俺にも信長のような戦いができるはずだ…

信玄は軍団に、「浜松城は捨ておき、祝田、刑部、井伊の谷道(いずれも現・静岡県浜松市)を通過して、東三河に進発する」という布告を発した。

この決定を知った浜松城内では、徳川家の重臣・石川数正、内藤信成らが、「このうえは、敵がいかなる動きを示そうとも、味方は城門を閉じて出撃せぬことこそ肝要です。敵が通過したあと、その後方を攪乱するに越したことはありませぬ」口々に進言し、家康に自重を説いている。

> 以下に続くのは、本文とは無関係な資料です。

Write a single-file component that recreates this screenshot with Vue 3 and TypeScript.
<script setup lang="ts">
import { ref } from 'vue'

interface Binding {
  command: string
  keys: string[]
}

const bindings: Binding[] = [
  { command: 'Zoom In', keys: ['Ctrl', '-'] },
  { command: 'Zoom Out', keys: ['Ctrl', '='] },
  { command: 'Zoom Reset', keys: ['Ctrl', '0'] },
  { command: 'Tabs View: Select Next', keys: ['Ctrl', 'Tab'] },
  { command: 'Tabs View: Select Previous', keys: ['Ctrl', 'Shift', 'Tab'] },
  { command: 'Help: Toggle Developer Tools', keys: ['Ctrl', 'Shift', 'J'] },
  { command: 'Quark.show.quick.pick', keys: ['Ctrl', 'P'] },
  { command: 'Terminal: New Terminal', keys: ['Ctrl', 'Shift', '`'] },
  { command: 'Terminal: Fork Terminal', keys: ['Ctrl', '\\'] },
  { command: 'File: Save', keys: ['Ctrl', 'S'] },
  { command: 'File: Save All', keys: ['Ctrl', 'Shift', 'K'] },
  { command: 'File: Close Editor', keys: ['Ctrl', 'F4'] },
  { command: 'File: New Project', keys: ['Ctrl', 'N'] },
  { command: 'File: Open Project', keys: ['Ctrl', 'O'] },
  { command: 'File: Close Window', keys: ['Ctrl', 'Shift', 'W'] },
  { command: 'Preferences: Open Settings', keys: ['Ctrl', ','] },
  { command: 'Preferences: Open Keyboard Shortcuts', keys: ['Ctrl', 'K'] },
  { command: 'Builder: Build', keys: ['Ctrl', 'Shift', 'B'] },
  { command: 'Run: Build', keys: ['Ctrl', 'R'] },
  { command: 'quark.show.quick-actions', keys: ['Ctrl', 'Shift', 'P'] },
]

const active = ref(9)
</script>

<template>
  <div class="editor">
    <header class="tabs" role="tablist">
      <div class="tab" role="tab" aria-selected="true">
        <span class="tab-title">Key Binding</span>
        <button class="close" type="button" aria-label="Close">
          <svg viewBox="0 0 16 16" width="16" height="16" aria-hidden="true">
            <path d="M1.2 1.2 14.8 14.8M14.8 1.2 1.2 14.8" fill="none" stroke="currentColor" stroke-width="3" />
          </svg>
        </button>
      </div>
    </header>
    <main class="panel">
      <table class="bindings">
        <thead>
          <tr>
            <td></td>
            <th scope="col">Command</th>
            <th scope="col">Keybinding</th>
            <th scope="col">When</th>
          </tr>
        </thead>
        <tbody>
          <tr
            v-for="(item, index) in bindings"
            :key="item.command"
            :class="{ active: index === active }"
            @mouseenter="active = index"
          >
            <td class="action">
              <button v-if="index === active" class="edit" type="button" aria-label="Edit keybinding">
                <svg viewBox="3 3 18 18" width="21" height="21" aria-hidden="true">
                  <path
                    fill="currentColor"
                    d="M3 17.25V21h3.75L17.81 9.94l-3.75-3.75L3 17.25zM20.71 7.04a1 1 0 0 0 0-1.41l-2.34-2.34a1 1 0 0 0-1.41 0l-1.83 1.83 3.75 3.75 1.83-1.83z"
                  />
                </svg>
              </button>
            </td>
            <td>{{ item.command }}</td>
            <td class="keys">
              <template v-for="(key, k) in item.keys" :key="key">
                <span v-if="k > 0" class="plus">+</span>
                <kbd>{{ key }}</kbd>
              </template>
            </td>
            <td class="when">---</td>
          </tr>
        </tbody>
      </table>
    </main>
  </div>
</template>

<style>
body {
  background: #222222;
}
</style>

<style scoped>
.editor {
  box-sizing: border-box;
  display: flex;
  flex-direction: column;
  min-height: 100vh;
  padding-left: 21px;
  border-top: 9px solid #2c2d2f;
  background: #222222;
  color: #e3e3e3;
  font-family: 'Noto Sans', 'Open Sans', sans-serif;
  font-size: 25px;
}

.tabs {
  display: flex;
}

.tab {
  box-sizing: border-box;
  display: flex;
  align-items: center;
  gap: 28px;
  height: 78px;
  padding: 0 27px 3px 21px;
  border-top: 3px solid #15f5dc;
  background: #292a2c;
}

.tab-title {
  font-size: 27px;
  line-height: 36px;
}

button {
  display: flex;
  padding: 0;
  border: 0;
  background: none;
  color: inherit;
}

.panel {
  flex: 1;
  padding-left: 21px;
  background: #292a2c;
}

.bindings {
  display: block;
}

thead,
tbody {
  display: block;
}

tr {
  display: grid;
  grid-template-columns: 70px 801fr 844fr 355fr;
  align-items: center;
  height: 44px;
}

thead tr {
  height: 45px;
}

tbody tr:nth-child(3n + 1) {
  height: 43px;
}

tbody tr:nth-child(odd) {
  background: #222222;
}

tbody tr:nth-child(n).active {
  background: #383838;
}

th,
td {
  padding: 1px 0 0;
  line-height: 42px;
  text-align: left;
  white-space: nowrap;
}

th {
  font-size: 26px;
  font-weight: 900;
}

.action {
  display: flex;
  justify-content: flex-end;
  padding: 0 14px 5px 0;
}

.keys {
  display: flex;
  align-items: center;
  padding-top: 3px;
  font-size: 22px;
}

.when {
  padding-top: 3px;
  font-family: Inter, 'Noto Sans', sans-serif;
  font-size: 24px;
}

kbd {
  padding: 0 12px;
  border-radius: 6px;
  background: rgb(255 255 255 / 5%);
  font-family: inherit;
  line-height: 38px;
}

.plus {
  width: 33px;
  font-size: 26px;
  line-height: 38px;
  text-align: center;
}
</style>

同盟者の信長からも、同様の趣旨をしたためた書状が届けられていた。ところが、ひとり家康が納得しない。

「城下を通過する敵に対し、一矢も報いずに黙って見送ったとあっては、武門の名折れとなる」爪を噛みながら、珍しく怒りをあらわにし、出撃の決断を下してしまった。

おそらく若い家康の脳裏には、自分の先輩ともいうべき織田信長が、27歳のおりになした快挙――このたびの信玄と同じく上洛を企てた、今川義元を桶狭間に奇襲した1件が浮かんでいたのではないか。

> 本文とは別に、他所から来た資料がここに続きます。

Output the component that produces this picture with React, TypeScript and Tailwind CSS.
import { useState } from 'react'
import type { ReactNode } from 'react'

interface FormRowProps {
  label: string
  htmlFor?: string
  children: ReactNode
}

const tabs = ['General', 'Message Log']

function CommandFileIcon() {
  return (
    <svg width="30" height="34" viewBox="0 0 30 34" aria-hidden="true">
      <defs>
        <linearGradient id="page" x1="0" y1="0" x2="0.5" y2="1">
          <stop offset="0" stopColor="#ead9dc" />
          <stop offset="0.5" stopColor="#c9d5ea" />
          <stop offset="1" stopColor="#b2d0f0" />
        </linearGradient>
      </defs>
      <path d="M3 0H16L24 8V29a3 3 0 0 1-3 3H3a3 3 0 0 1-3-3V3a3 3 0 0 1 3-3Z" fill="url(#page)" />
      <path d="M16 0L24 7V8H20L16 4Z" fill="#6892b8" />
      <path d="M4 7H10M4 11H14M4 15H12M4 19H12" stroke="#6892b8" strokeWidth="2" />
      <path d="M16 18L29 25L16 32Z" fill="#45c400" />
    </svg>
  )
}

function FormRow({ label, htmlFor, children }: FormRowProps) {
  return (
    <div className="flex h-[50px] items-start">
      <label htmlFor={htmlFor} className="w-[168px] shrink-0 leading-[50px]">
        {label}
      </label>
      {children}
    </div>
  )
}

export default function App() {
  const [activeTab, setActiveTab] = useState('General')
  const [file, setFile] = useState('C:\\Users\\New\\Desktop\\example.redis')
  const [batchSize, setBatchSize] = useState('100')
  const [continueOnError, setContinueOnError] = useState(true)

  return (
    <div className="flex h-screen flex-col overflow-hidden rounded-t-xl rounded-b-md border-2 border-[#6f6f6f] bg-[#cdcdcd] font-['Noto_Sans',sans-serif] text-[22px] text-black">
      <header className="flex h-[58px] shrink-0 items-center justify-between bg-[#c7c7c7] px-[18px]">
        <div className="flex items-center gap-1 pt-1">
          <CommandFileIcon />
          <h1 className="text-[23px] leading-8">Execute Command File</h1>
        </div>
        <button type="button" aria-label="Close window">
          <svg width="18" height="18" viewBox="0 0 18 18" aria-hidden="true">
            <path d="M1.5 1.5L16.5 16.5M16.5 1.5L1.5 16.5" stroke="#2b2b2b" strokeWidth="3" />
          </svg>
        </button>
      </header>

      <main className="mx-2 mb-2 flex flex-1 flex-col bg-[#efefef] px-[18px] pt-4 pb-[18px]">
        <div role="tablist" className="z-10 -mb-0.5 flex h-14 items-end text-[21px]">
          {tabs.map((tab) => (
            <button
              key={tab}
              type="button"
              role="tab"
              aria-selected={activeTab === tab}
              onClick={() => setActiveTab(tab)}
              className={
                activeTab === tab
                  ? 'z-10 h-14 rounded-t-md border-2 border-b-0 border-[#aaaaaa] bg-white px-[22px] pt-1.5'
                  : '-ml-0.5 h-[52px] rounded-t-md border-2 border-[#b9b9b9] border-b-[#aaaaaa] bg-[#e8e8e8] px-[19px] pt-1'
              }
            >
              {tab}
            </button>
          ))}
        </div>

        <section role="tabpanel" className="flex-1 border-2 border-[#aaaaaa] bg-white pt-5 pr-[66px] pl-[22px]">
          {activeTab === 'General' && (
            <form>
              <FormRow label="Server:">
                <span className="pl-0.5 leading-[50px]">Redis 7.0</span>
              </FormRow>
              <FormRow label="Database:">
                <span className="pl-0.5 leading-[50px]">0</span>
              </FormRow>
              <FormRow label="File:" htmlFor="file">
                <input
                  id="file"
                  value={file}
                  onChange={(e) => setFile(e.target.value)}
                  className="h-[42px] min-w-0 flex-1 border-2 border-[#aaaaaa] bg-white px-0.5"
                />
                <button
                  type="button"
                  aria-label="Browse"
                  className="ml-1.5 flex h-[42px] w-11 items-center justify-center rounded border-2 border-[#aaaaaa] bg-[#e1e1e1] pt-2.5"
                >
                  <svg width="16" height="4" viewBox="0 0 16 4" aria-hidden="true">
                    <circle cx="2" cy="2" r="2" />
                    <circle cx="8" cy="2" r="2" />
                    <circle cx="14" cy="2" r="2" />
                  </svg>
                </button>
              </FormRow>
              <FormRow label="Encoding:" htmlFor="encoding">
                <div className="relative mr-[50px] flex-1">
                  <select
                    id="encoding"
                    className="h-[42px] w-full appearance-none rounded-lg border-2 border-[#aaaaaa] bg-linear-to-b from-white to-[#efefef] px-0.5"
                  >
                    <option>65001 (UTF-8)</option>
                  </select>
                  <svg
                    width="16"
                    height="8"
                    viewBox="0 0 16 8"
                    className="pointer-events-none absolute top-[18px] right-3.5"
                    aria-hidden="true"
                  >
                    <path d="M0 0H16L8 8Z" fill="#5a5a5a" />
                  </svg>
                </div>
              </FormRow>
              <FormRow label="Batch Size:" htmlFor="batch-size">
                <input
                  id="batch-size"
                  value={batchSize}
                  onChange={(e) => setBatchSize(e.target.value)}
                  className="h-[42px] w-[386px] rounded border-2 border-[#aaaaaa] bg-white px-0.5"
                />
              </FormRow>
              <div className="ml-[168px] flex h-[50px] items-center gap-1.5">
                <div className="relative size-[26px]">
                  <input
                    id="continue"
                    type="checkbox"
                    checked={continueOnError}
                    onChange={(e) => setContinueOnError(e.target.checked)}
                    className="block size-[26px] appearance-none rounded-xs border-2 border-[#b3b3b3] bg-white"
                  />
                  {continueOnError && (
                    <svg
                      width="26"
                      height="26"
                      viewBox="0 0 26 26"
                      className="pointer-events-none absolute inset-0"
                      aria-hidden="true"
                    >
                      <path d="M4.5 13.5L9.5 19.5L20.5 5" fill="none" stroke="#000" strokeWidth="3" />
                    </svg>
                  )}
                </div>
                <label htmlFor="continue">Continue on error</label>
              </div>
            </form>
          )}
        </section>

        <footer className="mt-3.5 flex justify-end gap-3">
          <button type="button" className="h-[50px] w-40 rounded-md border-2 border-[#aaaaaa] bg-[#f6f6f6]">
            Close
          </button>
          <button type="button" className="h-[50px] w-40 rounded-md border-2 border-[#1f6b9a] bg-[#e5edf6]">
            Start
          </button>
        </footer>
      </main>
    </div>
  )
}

穿うがった見方をすれば、(自分は今、そのおりの信長より4歳も年長の31歳ではないか、信長にできて自分にできぬことはあるまい)と思ったとしても、不思議はなかった。

2時間で死者1000人以上

家康は本来、血の気の多い人物である。慎重に物見ものみを放ちつつ、家康は信玄の一行が“一望千里”といわれた三方ヶ原の台地が尽きるあたり、祝田と呼ばれる狭所で、そろって食事をとるとの知らせを聞きこむ。

三方ヶ原は浜松城の北にあって、東北から西南に横たわっている高原――ちょうど、のちの関ヶ原のミニチュアとみなしてもさしつかえはなかったろう。

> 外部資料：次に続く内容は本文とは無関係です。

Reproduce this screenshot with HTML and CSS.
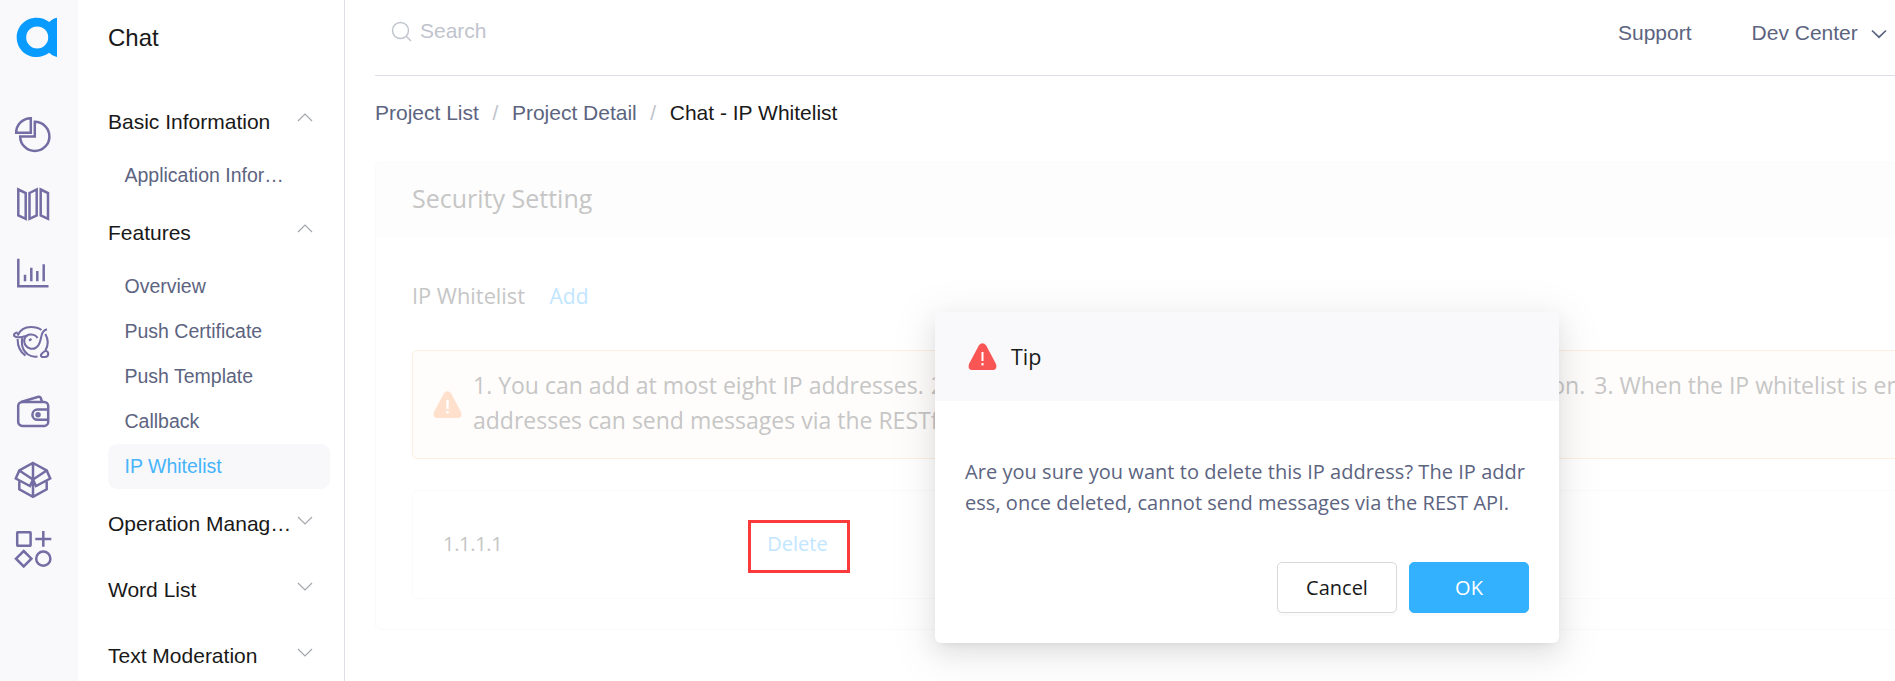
FILE: index.html
```html
<!DOCTYPE html>
<html lang="en">
<head>
<meta charset="utf-8">
<title>Chat - IP Whitelist</title>
<link rel="stylesheet" href="styles.css">
</head>
<body>
<div class="app">
  <nav class="rail">
    <svg class="logo" width="42" height="40" viewBox="0 0 42 40"><path fill="#0a9bff" fill-rule="evenodd" d="M20.500 .8C25.500 .8 29.500 2.300 33.300 5C35.500 3 38 1.300 41 .8V40C38 39.500 35.500 37.800 33.300 35.800C29.500 38.500 25.500 40 20.500 40C9.500 40 .7 31.300 .7 20.400S9.500 .8 20.500 .8ZM21.200 9.400A11 11 0 1 0 21.200 31.400A11 11 0 1 0 21.200 9.400Z"/></svg>
    <svg class="ico" width="40" height="40" viewBox="0 0 40 40"><path d="M17.800 3.200V17.800H3.200A14.600 14.600 0 0 1 17.800 3.200ZM21.800 6.800A14.600 14.600 0 1 1 7.200 21.400H21.800Z"/></svg>
    <svg class="ico" width="40" height="40" viewBox="0 0 40 40"><path d="M5.300 5.500L12.700 9V34.800L5.300 31.500ZM16.500 9L23.700 5.500V31.500L16.500 34.800ZM27.700 5.500L35 9V34.800L27.700 31.500Z"/></svg>
    <svg class="ico" width="40" height="40" viewBox="0 0 40 40"><path d="M5.300 5.700V33.200H35.500M12 28.300V21.700M18.300 28.300V14.700M24.300 28.300V18M30.700 28.300V11.300"/></svg>
    <svg class="ico thin" width="40" height="40" viewBox="0 0 40 40"><path d="M4.700 10.500C.5 11 -.3 14 3.300 15C7 16 11 14.500 15 13.500M4.500 13.500C7 8 12 5 18 5C22 5 26 6.200 28.500 8M34 7.300C27.500 9 29 15.500 26.500 21A7.600 7.600 0 1 1 11.500 17C12.500 14 15.500 12.300 18.300 12.500C21.500 12.700 23.500 14 24.500 16M9.300 16C8 23 10 29 15 32.500C18 34.500 21 35.200 24.500 34.500M4.600 17C4.600 24 7 30 12.500 33.700M32.300 12C35.300 17 35.300 23.500 32.300 28.800M29 35C26 33 30 30.500 32.300 28.800C36.500 29 36 35 32 35Z"/><path d="M16 18.500L18.500 17"/></svg>
    <svg class="ico" width="40" height="40" viewBox="0 0 40 40"><rect x="5.200" y="10.900" width="30" height="24" rx="4"/><path d="M8 11L25.500 5.700Q27 5.400 27.700 6.800L29 10.800M35 18.600H24.500A5.100 5.100 0 0 0 24.500 28.800H35"/><circle cx="25" cy="23.700" r="1.500"/></svg>
    <svg class="ico" width="40" height="40" viewBox="0 0 40 40"><path d="M20 3L33.700 10.500L37.200 18.500L23 26L20 19.500L17 26L2.800 18.500L6.300 10.500ZM20 3V37M6.300 10.500L20 19.500L33.700 10.500M6.300 21.500V29.300L20 36.800L33.700 29.300V21.500"/></svg>
    <svg class="ico" width="40" height="40" viewBox="0 0 40 40"><rect x="4.200" y="3.200" width="13.400" height="13.600" rx=".5"/><path d="M22.300 10H38.300M30.300 2V17.700M10.700 22L18.400 29.700L10.700 37.400L3 29.700Z"/><circle cx="30.300" cy="29.700" r="7.100"/></svg>
  </nav>

  <aside class="sidebar">
    <h1 class="title">Chat</h1>
    <div class="group">Basic Information <svg class="chev up" width="16" height="9" viewBox="0 0 16 9"><path d="M1 8L8 1L15 8"/></svg></div>
    <a class="item">Application Infor…</a>
    <div class="group">Features <svg class="chev up" width="16" height="9" viewBox="0 0 16 9"><path d="M1 8L8 1L15 8"/></svg></div>
    <a class="item">Overview</a>
    <a class="item">Push Certificate</a>
    <a class="item">Push Template</a>
    <a class="item">Callback</a>
    <a class="item active">IP Whitelist</a>
    <div class="group">Operation Manag… <svg class="chev" width="16" height="9" viewBox="0 0 16 9"><path d="M1 1L8 8L15 1"/></svg></div>
    <div class="group">Word List <svg class="chev" width="16" height="9" viewBox="0 0 16 9"><path d="M1 1L8 8L15 1"/></svg></div>
    <div class="group">Text Moderation <svg class="chev" width="16" height="9" viewBox="0 0 16 9"><path d="M1 1L8 8L15 1"/></svg></div>
  </aside>

  <main class="main">
    <header class="topbar">
      <div class="search"><svg width="21" height="21" viewBox="0 0 21 21"><circle cx="9.500" cy="9.500" r="8"/><path d="M15.500 15.500L20 20"/></svg>Search</div>
      <div class="links"><a>Support</a><a class="dev">Dev Center<svg width="16" height="10" viewBox="0 0 16 10"><path d="M1 1.500L8 8.200L15 1.500"/></svg></a></div>
    </header>
    <div class="crumbs"><a>Project List</a><i>/</i><a>Project Detail</a><i>/</i><b>Chat - IP Whitelist</b></div>
    <section class="card">
      <h2 class="card-head">Security Setting</h2>
      <div class="card-body">
        <div class="row-title"><span>IP Whitelist</span><a>Add</a></div>
        <div class="alert">
          <svg width="29" height="27" viewBox="0 0 29 27"><path fill="#ffe0cc" d="M10.800 2.500Q14.500-2 18.200 2.500L28 21Q29.500 26.500 25 27H4Q-.5 26.500 1 21Z"/><path stroke="#fff" stroke-width="2.400" d="M14.500 9V18M14.500 20V22.500"/></svg>
          <div class="alert-text">
            <div class="line"><span>1. You can add at most eight IP addresses.</span><span class="mid"><span>2.</span><span>on.</span></span><span>3. When the IP whitelist is en</span></div>
            <div class="line"><span>addresses can send messages via the RESTful API.</span></div>
          </div>
        </div>
        <div class="table"><span class="ip">1.1.1.1</span><a class="delete">Delete</a></div>
      </div>
    </section>
  </main>
</div>

<div class="dialog">
  <div class="dialog-head"><svg width="29" height="27" viewBox="0 0 29 27"><path fill="#fa5555" d="M10.800 2.500Q14.500-2 18.200 2.500L28 21Q29.500 26.500 25 27H4Q-.5 26.500 1 21Z"/><path stroke="#fff" stroke-width="2" d="M14.500 9V18M14.500 20V22.500"/></svg><span>Tip</span></div>
  <div class="dialog-body"><p>Are you sure you want to delete this IP address? The IP addr</p><p>ess, once deleted, cannot send messages via the REST API.</p></div>
  <div class="dialog-foot"><button class="btn">Cancel</button><button class="btn primary">OK</button></div>
</div>
</body>
</html>
```
FILE: styles.css
```css
* { box-sizing: border-box; }
body { margin: 0; width: 1895px; height: 681px; overflow: hidden; background: #fff; font-family: "Liberation Sans", Arial, sans-serif; font-size: 21px; color: #191919; }
svg { flex: none; fill: none; }
h1, h2, p { margin: 0; font-weight: normal; }

.app { display: flex; width: 1895px; height: 681px; overflow: hidden; }

.rail { flex: none; width: 78px; height: 681px; background: #f9f9fc; display: flex; flex-direction: column; padding: 17px 0 0 13px; gap: 29px; }
.logo { margin: 0 0 29px 3px; }
.ico { stroke: #736da3; stroke-width: 2.5; }
.ico.thin { stroke-width: 2.1; }

.sidebar { flex: none; width: 267px; height: 681px; overflow: hidden; border-right: 1px solid #dedee6; padding-left: 30px; }
.title { height: 87px; font-size: 24px; line-height: 75px; }
.group { display: flex; height: 66px; line-height: 69px; width: 205px; justify-content: space-between; white-space: nowrap; }
.chev { stroke: #a3a6ad; stroke-width: 1.2; margin-top: 27px; }
.chev.up { margin-top: 26px; }
.item { display: block; height: 45px; width: 222px; padding-left: 16.5px; border-radius: 9px; line-height: 45px; font-size: 19.5px; color: #5c6480; white-space: nowrap; }
.item.active { background: #f8f8fb; color: #46b4fa; }

.main { flex: none; width: 1900px; padding-left: 30px; }
.topbar { width: 1600px; height: 76px; border-bottom: 1px solid #dedee6; display: flex; }
.search { display: flex; width: 1243px; padding-left: 16px; gap: 8px; color: #bfc4cd; line-height: 62px; }
.search svg { margin-top: 21px; stroke: #bfc4cd; stroke-width: 1.4; }
.links { display: flex; gap: 60px; line-height: 66px; color: #5c6480; }
.dev { display: flex; gap: 13px; }
.dev svg { margin-top: 29px; stroke: #5c6480; stroke-width: 1.7; }
.crumbs { display: flex; height: 86px; line-height: 73px; color: #5c6480; white-space: nowrap; }
.crumbs i { font-style: normal; color: #bfc4cd; width: 33px; text-align: center; }
.crumbs b { font-weight: normal; color: #191919; }

.card { width: 1700px; height: 468px; border: 1px solid #fafafa; border-radius: 6px; font-family: "Open Sans", "Noto Sans", sans-serif; color: #c6c6c6; }
.card-head { height: 74px; background: #fdfdfd; padding-left: 36px; font-size: 25px; line-height: 71px; }
.card-body { padding: 0 0 0 36px; }
.row-title { display: flex; gap: 24.5px; height: 113px; line-height: 118px; font-size: 21.8px; }
.row-title a { font-size: 21px; }
.row-title a, .delete { color: #c2e6ff; }
.alert { display: flex; align-items: center; height: 109px; border: 1px solid #fdf0e0; border-radius: 5px; background: #fffdfb; padding-left: 20px; gap: 11px; }
.alert-text { font-size: 23px; line-height: 35px; white-space: nowrap; margin-top: -3px; }
.line { display: flex; }
.mid { display: flex; justify-content: space-between; margin: 0 9px 0 7px; width: 654.5px; }
.table { display: flex; margin-top: 31px; height: 109px; border: 1px solid #fafafa; border-radius: 5px; padding: 29px 0 0 30px; font-size: 20px; line-height: 48px; }
.ip { width: 305px; letter-spacing: -.3px; }
.delete { width: 102px; height: 53px; outline: 3px solid #fb3a3c; outline-offset: -3px; text-align: center; padding-right: 3px; }

.dialog { position: absolute; left: 935px; top: 312px; width: 624px; height: 331px; background: #fff; border-radius: 6px; box-shadow: 0 9px 42px 12px rgba(0,0,0,.05), 0 9px 24px rgba(0,0,0,.08), 0 4px 9px -6px rgba(0,0,0,.12); font-family: "Open Sans", "Noto Sans", sans-serif; }
.dialog-head { display: flex; align-items: center; height: 89px; background: #f9f9fc; border-radius: 6px 6px 0 0; padding-left: 33px; gap: 14px; font-size: 21.5px; }
.dialog-body { height: 161px; padding: 55px 0 0 30px; font-size: 20px; letter-spacing: .04px; line-height: 31px; color: #5c6480; white-space: nowrap; }
.dialog-foot { display: flex; justify-content: flex-end; gap: 12px; padding-right: 30px; }
.btn { width: 120px; height: 51px; border: 1px solid #d9d9d9; border-radius: 5px; background: #fff; box-shadow: 0 3px 0 rgba(0,0,0,.016); font: 20px "Open Sans", "Noto Sans", sans-serif; color: #191919; }
.btn.primary { background: #33b1ff; border-color: #33b1ff; color: #fff; }
```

家康はここぞとばかりに奮いたち、一気に甲州軍団を奇襲すべく出撃命令を下した。しかし、実はこれこそが信玄の策略であったことが、その直後に明らかとなる。

浜松城を無視して素通りした、と見せかけて甲州軍団は、食事をとるとのニセ情報を流す一方、家康の出撃を見越して、信玄の采配一つで一糸乱れぬ臨戦態勢をとっていた。

奇襲を企てた家康は、信玄のワナにかけられ、かえって迎撃を受けるはめに陥る。

――結果は、家康の完敗であった。

徳川方はすでに落とされていた二俣城の元守将・中根正照、青木貞治や部将の夏目次郎左衛門吉信などを失い、信長からの援軍の将・平手汎秀(政秀の子)も戦死。死闘2時間ののち、さらに疾風のような甲州軍団の追撃を受け、最終的には1000人以上の戦死者を出している。